The base oil component (i) may suitably have a kinematic viscosity at 100° C. of below 5.5 mm2/sec, more preferably below 4 mm2/sec, again more preferably between 1 and 3.5 mm2/sec, and yet more preferably between 1 and 3.3 mm2/sec, and most preferably below 3 mm2/sec. The pour point of the base oil is preferably below −30° C.
The fluid composition according to the invention preferably has a viscosity index in the range of from 100 to 600. The fluid composition according to the invention further preferably has a kinematic viscosity at 40° C. of at least 7 mm2/sec.
The flash point of the base oil (i) as measured by ASTM D92 may be even greater than 120° C., or even greater than 140° C. The flash point of the base oil will depend on the application of the oil. Applicants have found that the flash points of the base oils as claimed are advantageously higher compared to mineral oil derived base oils. Preferably, the fluid composition has a flashpoint of 80° C. or greater.
The content and the presence of the continuous series of the series of iso-paraffins having n, n+1, n+2, n+3 and n+4 carbon atoms in the base oil or base stock (i) may be measured by Field desorption/Field Ionisation (FD/FI) technique. In this technique the oil sample is first separated into a polar (aromatic) phase and a non-polar (saturates) phase by making use of a high performance liquid chromatography (HPLC) method IP368/01, wherein as mobile phase pentane is used instead of hexane as the method states. The saturates and aromatic fractions are then analyzed using a Finnigan MAT90 mass spectrometer equipped with a Field desorption/Field Ionisation (FD/FI) interface, wherein FI (a “soft” ionisation technique) is used for the determination of hydrocarbon types in terms of carbon number and hydrogen deficiency. The type classification of compounds in mass spectrometry is determined by the characteristic ions formed and is normally classified by “z number”. This is given by the general formula for all hydrocarbon species: CnH2n+z. Because the saturates phase is analysed separately from the aromatic phase it is possible to determine the content of the different iso-paraffins having the same stoichiometry or n-number. The results of the mass spectrometer are processed using commercial software (poly 32; available from Sierra Analytics LLC, 3453 Dragoo Park Drive, Modesto, Calif. GA95350 USA) to determine the relative proportions of each hydrocarbon type.

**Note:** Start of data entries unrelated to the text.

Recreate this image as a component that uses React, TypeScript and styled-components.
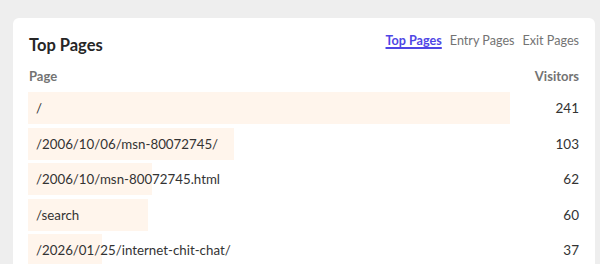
import * as React from 'react';
import styled, { createGlobalStyle } from 'styled-components';

const GlobalStyle = createGlobalStyle`
  html, body {
    margin: 0;
    padding: 0;
    background: #eeeeee;
    font-family: Lato, "Noto Sans", sans-serif;
  }
`;

const Page = styled.div`
  width: 600px;
  height: 264px;
  overflow: hidden;
  padding: 18px 5px 0 13px;
  box-sizing: border-box;
`;

const Card = styled.section`
  background: #ffffff;
  border-radius: 6px;
  padding: 15px 16px 16px 15px;
  box-sizing: border-box;
  min-height: 300px;
`;

const Header = styled.header`
  display: flex;
  justify-content: space-between;
  align-items: flex-start;
`;

const Title = styled.h3`
  margin: 0;
  padding-left: 1px;
  font-size: 16.5px;
  line-height: 24px;
  font-weight: 700;
  color: #262626;
`;

const Tabs = styled.nav`
  display: flex;
  gap: 8px;
  margin-top: -1px;
`;

const Tab = styled.span<{ $active?: boolean }>`
  font-size: 12.6px;
  line-height: 18px;
  font-weight: ${p => (p.$active ? 700 : 400)};
  color: ${p => (p.$active ? '#4f46e5' : '#737373')};
  text-decoration: ${p => (p.$active ? 'underline' : 'none')};
  text-decoration-thickness: 2px;
  text-underline-offset: 2px;
  cursor: pointer;
`;

const ColumnHeads = styled.div`
  display: flex;
  justify-content: space-between;
  margin-top: 10px;
  padding-left: 1px;
  font-size: 13px;
  line-height: 18px;
  font-weight: 700;
  color: #737373;
`;

const List = styled.div`
  display: flex;
  flex-direction: column;
  gap: 3.5px;
  margin-top: 7px;
`;

const Row = styled.div`
  display: flex;
  align-items: center;
  height: 32px;
`;

const BarTrack = styled.div`
  position: relative;
  flex: 0 0 482px;
  height: 100%;
`;

const Bar = styled.div`
  position: absolute;
  left: 0;
  top: 0;
  bottom: 0;
  background: #fff5ec;
`;

const Label = styled.span`
  position: relative;
  display: flex;
  align-items: center;
  height: 100%;
  padding-left: 8px;
  font-size: 13.3px;
  color: #333333;
  white-space: nowrap;
`;

const Count = styled.span`
  flex: 1;
  text-align: right;
  font-size: 13.5px;
  color: #333333;
`;

const rows = [
  { path: '/', visitors: 241 },
  { path: '/2006/10/06/msn-80072745/', visitors: 103 },
  { path: '/2006/10/msn-80072745.html', visitors: 62 },
  { path: '/search', visitors: 60 },
  { path: '/2026/01/25/internet-chit-chat/', visitors: 37 },
];

export default function App() {
  const max = Math.max(...rows.map(r => r.visitors));
  return (
    <Page>
      <GlobalStyle />
      <Card>
        <Header>
          <Title>Top Pages</Title>
          <Tabs>
            <Tab $active>Top Pages</Tab>
            <Tab>Entry Pages</Tab>
            <Tab>Exit Pages</Tab>
          </Tabs>
        </Header>
        <ColumnHeads>
          <span>Page</span>
          <span>Visitors</span>
        </ColumnHeads>
        <List>
          {rows.map(r => (
            <Row key={r.path}>
              <BarTrack>
                <Bar style={{ width: `${(r.visitors / max) * 100}%` }} />
                <Label>{r.path}</Label>
              </BarTrack>
              <Count>{r.visitors}</Count>
            </Row>
          ))}
        </List>
      </Card>
    </Page>
  );
}
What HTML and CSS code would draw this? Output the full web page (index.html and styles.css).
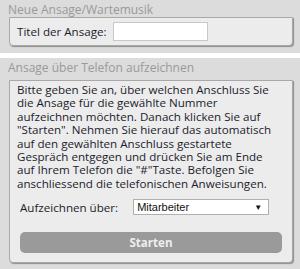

The base oil component (i) having the continuous iso-paraffinic series as described above is preferably obtained by hydroisomerization of a paraffinic wax, preferably followed by some type of dewaxing, such as solvent or catalytic dewaxing. The paraffinic wax may be a slack wax. More preferably the paraffinic wax is a Fischer-Tropsch derived wax, because of its purity and high paraffinic content. The base oils as derived from a Fischer-Tropsch wax as here described will be referred to in this description as Fischer-Tropsch derived base oils. Examples of Fischer-Tropsch processes which for example can be used to prepare the above-described Fischer-Tropsch derived base oil are the so-called commercial Slurry Phase Distillate technology of Sasol, the Shell Middle Distillate Synthesis Process and the “AGC-21” Exxon Mobil process. These and other processes are for example described in more detail in EP-A-776959, EP-A-668342, U.S. Pat. No. 4,943,672, U.S. Pat. No. 5,059,299, WO-A-9934917 and WO-A-9920720. Typically these Fischer-Tropsch synthesis products will comprise hydrocarbons having 1 to 100 and even more than 100 carbon atoms. This hydrocarbon product will comprise normal paraffins, iso-paraffins, oxygenated products and unsaturated products. If base oils are one of the desired iso-paraffinic products it may be advantageous to use a relatively heavy Fischer-Tropsch derived feed. The relatively heavy Fischer-Tropsch derived feed has at least 30% by weight, preferably at least 50% by weight, and more preferably at least 55% by weight of compounds having at least 30 carbon atoms. Furthermore the weight ratio of compounds having at least 60 or more carbon atoms and compounds having at least 30 carbon atoms to 59 carbon atoms of the Fischer-Tropsch derived feed is preferably at least 0.2, more preferably at least 0.4 and most preferably at least 0.55. Preferably the Fischer-Tropsch derived feed comprises a C20 + fraction having an ASF-alpha value (Anderson-Schulz-Flory chain growth factor) of at least 0.925, preferably at least 0.935, more preferably at least 0.945, even more preferably at least 0.955. Such a Fischer-Tropsch derived feed can be obtained by any process, which yields a relatively heavy Fischer-Tropsch product as described above. Not all Fischer-Tropsch processes yield such a heavy product. An example of a suitable Fischer-Tropsch process is described in WO-A-9934917.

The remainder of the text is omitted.